PÁSCOA
(Nicolau Saião)
1.Vem dos tempos antigos
a voz desse tempo – antigos para mim, do meu tempo e não da
História: era eu que levava ao forno da padaria do sr.Júlio que
fumava de boquilha e tinha um dente de ouro (padeiro fino, não sei
se me entendem) as latas com os bolos-fintos e as "enxovalhadas" ou
boleimas que a Mãe e a Mana artilhavam com saberes de magas.
Eu não sabia que era
feliz. Só sabia que naqueles dias, naquele tempo de férias da
escola, me davam amêndoas, me davam bolinhos doces, me davam
alegrias, e o Pai até umas suaves moedinhas...
Eu não sabia que era
feliz – e na sexta-feira às 3 da tarde soava o apito da fábrica e
isso assinalava que alguém, há muito tempo, morrera de morte triste
numa terra do Oriente. E sentia-se um estranho silêncio enquanto o
apito soava.

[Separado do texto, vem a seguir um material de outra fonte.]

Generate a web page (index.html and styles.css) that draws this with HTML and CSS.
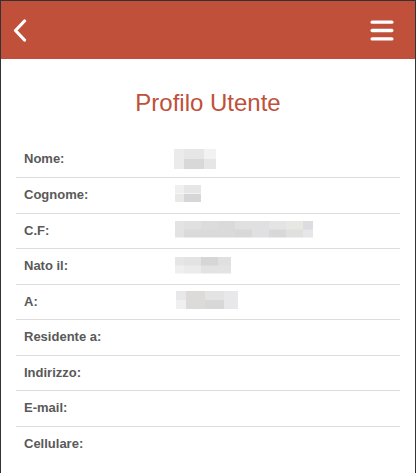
FILE: index.html
```html
<!DOCTYPE html>
<html lang="it">
<head>
<meta charset="utf-8">
<title>Profilo Utente</title>
<link rel="stylesheet" href="styles.css">
</head>
<body>
<div class="frame">
  <header class="topbar">
    <svg class="back" width="14" height="23" viewBox="0 0 14 23" aria-label="Indietro">
      <polyline points="11.5,2 2.5,11.5 11.5,21" fill="none" stroke="#fff" stroke-width="3.2" stroke-linecap="round" stroke-linejoin="round"/>
    </svg>
    <svg class="menu" width="24" height="21" viewBox="0 0 24 21" aria-label="Menu">
      <rect x="0.5" y="0.5" width="23" height="3.3" rx="1.6" fill="#fff"/>
      <rect x="0.5" y="8.85" width="23" height="3.3" rx="1.6" fill="#fff"/>
      <rect x="0.5" y="17.2" width="23" height="3.3" rx="1.6" fill="#fff"/>
    </svg>
  </header>
  <main class="content">
    <h1 class="title">Profilo Utente</h1>
    <table class="profile">
      <tbody>
        <tr><td class="label">Nome:</td><td class="value"><div class="blur blur-nome"></div></td></tr>
        <tr><td class="label">Cognome:</td><td class="value"><div class="blur blur-cognome"></div></td></tr>
        <tr><td class="label">C.F:</td><td class="value"><div class="blur blur-cf"></div></td></tr>
        <tr><td class="label">Nato il:</td><td class="value"><div class="blur blur-nato"></div></td></tr>
        <tr><td class="label">A:</td><td class="value"><div class="blur blur-a"></div></td></tr>
        <tr><td class="label">Residente a:</td><td class="value"></td></tr>
        <tr><td class="label">Indirizzo:</td><td class="value"></td></tr>
        <tr><td class="label">E-mail:</td><td class="value"></td></tr>
        <tr><td class="label">Cellulare:</td><td class="value"></td></tr>
      </tbody>
    </table>
  </main>
</div>
</body>
</html>
```
FILE: styles.css
```css
html, body {
  margin: 0;
  padding: 0;
  background: #fff;
}

body {
  font-family: "Liberation Sans", Arial, sans-serif;
  font-size: 13px;
  line-height: 1.42857;
  color: #555;
}

.frame {
  box-sizing: border-box;
  min-height: 100vh;
  border: 1px solid #333;
  border-bottom: none;
}

.topbar {
  height: 58px;
  background: #c0503a;
  display: flex;
  align-items: center;
  justify-content: space-between;
  padding: 0 21px 0 12px;
}

.topbar svg {
  display: block;
}

.content {
  padding: 0 15px;
}

.title {
  margin: 31px 0 0;
  font-size: 24px;
  line-height: 26px;
  font-weight: normal;
  text-align: center;
  color: #c0503a;
}

.profile {
  width: 100%;
  margin-top: 26px;
  border-collapse: collapse;
  border-spacing: 0;
}

.profile td {
  padding: 8px 8px 8.5px;
  line-height: 18px;
  vertical-align: top;
}

.profile tr + tr td {
  border-top: 1px solid #ddd;
}

.profile .label {
  width: 134px;
  font-weight: bold;
  color: #595959;
}

.blur {
  display: block;
}

.blur-nome {
  width: 42px;
  height: 20px;
  margin-top: -1.5px;
  background:
    linear-gradient(to right, #ebebeb 0 10px, #e6e6e6 10px 30px, #f2f2f2 30px) top / 100% 50% no-repeat,
    linear-gradient(to right, #ebebeb 0 10px, #d8d8d8 10px 30px, #e6e6e6 30px) bottom / 100% 50% no-repeat;
}

.blur-cognome {
  width: 26px;
  height: 17px;
  margin: -1px 0 0 1px;
  background:
    linear-gradient(to right, #efefef 0 9px, #e6e6e6 9px) top / 100% 50% no-repeat,
    linear-gradient(to right, #ebe9e8 0 9px, #d6d6d8 9px) bottom / 100% 50% no-repeat;
}

.blur-cf {
  width: 138px;
  height: 17px;
  margin: -1px 0 0 1px;
  background:
    linear-gradient(to right, #e3e3e3 0 9px, #e0e0e0 9px 26px, #dddbdb 26px 43px, #d8dbd9 43px 60px, #e0e0e0 60px 77px, #e0e0e0 77px 94px, #e3e4e3 94px 111px, #e7e7e4 111px 128px, #dcdde1 128px) top / 100% 50% no-repeat,
    linear-gradient(to right, #e3e3e3 0 9px, #dadada 9px 26px, #dadada 26px 43px, #dadada 43px 60px, #d8d8d8 60px 77px, #e0e0e3 77px 94px, #d8d8d8 94px 111px, #e0e0de 111px 128px, #e6e6e9 128px) bottom / 100% 50% no-repeat;
}

.blur-nato {
  width: 56px;
  height: 17px;
  margin: -0.5px 0 0 1px;
  background:
    linear-gradient(to right, #e6e6e6 0 9px, #e3e3e3 9px 26px, #d6d6d6 26px 43px, #e0e0e0 43px) top / 100% 50% no-repeat,
    linear-gradient(to right, #efefef 0 9px, #ebebeb 9px 26px, #e3e3e3 26px 43px, #e3e3e3 43px) bottom / 100% 50% no-repeat;
}

.blur-a {
  width: 62px;
  height: 18px;
  margin: -2px 0 0 2px;
  background:
    linear-gradient(to right, #e8e8e8 0 10px, #dcdbda 10px 29px, #e3e3e3 29px 48px, #e8e8eb 48px) top / 100% 50% no-repeat,
    linear-gradient(to right, #f0f0f0 0 10px, #dcdbda 10px 29px, #d8d8d8 29px 48px, #e8e8eb 48px) bottom / 100% 50% no-repeat;
}
```
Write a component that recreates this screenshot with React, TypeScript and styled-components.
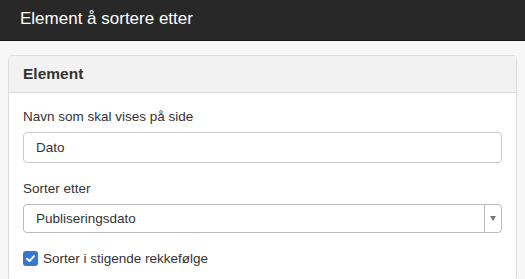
import React from 'react'
import styled, { createGlobalStyle } from 'styled-components'

const GlobalStyle = createGlobalStyle`
  html, body {
    margin: 0;
    padding: 0;
    background: #f7f7f7;
    font-family: "Liberation Sans", Arial, sans-serif;
    color: #333;
  }
  * { box-sizing: border-box; }
`

const Header = styled.header`
  height: 41px;
  background: #282828;
  border-bottom: 1px solid #161616;
  display: flex;
  align-items: center;
  padding: 0 20px 2px;
`

const Title = styled.h1`
  margin: 0;
  font-size: 17px;
  font-weight: normal;
  color: #fff;
`

const Content = styled.main`
  padding: 14px 8px 0;
`

const Panel = styled.section`
  background: #fff;
  border: 1px solid #ddd;
  border-radius: 4px;
  overflow: hidden;
`

const PanelHeading = styled.div`
  height: 37px;
  display: flex;
  align-items: center;
  padding: 0 14px;
  background: #f2f2f2;
  border-bottom: 1px solid #ddd;
  font-size: 15.5px;
  font-weight: bold;
  color: #333;
`

const PanelBody = styled.div`
  padding: 14px 14px 14px;
  display: flex;
  flex-direction: column;
`

const Field = styled.div`
  display: flex;
  flex-direction: column;
  margin-bottom: 16px;
`

const Label = styled.label`
  font-size: 13.5px;
  line-height: 20px;
  margin-bottom: 5px;
  color: #333;
`

const Input = styled.input`
  height: 31px;
  border: 1px solid #ccc;
  border-radius: 4px;
  padding: 0 9px 0 12px;
  font: inherit;
  font-size: 13.5px;
  color: #333;
  outline: none;
`

const SelectBox = styled.div`
  height: 29px;
  border: 1px solid #bbb;
  border-radius: 4px;
  display: flex;
  align-items: center;
  font-size: 13.5px;
  color: #333;
`

const SelectValue = styled.span`
  flex: 1;
  padding: 0 9px 0 12px;
`

const SelectArrow = styled.span`
  width: 17px;
  height: 100%;
  border-left: 1px solid #bbb;
  display: flex;
  align-items: center;
  justify-content: center;

  &::after {
    content: '';
    border-left: 3.5px solid transparent;
    border-right: 3.5px solid transparent;
    border-top: 5px solid #777;
  }
`

const CheckRow = styled.label`
  display: flex;
  align-items: center;
  gap: 5px;
  font-size: 13.5px;
  margin-top: 2px;
`

const CheckBox = styled.span`
  width: 15px;
  height: 15px;
  border-radius: 3px;
  background: #3478d4;
  display: flex;
  align-items: center;
  justify-content: center;
`

export default function App() {
  return (
    <>
      <GlobalStyle />
      <Header>
        <Title>Element å sortere etter</Title>
      </Header>
      <Content>
        <Panel>
          <PanelHeading>Element</PanelHeading>
          <PanelBody>
            <Field>
              <Label>Navn som skal vises på side</Label>
              <Input defaultValue="Dato" />
            </Field>
            <Field>
              <Label>Sorter etter</Label>
              <SelectBox>
                <SelectValue>Publiseringsdato</SelectValue>
                <SelectArrow />
              </SelectBox>
            </Field>
            <CheckRow>
              <CheckBox>
                <svg width="11" height="11" viewBox="0 0 12 12">
                  <path d="M2.2 6.3 L4.9 8.8 L9.8 3.4" fill="none" stroke="#fff" strokeWidth="2.2" strokeLinecap="round" strokeLinejoin="round" />
                </svg>
              </CheckBox>
              Sorter i stigende rekkefølge
            </CheckRow>
          </PanelBody>
        </Panel>
      </Content>
    </>
  )
}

E eu sentia um frémito porque eu gostava desse alguém
que há muito tempo morrera – sem me preocupar se ele era isto ou
aquilo.
Era um estremecimento,
digamos um abraço solidário que ia de mim para ele, porque eu era
criança. Ou seja: tinha tantos séculos!
E não sabia, nessa
altura, muitas coisas – só um poucochinho, um poucochinho mais do
que sei hoje.
2. Ao longe a serra, ao
longe como os tempos que passaram. Tempos de páscoa, serras de
páscoa, recordações de momentos que depois preencheriam dias e
lembranças.
Amêndoas, bolos desta
terra e daquela, festarolas tradicionais? Sim, isso tudo. E o mais
que a emoção dá, que é ir-se vivendo com um resto de inocência e de
fraternidade vital. Dentro de nós, fora de nós: para nós e para os
outros – que também tiveram/terão seu tempo de maravilhamento.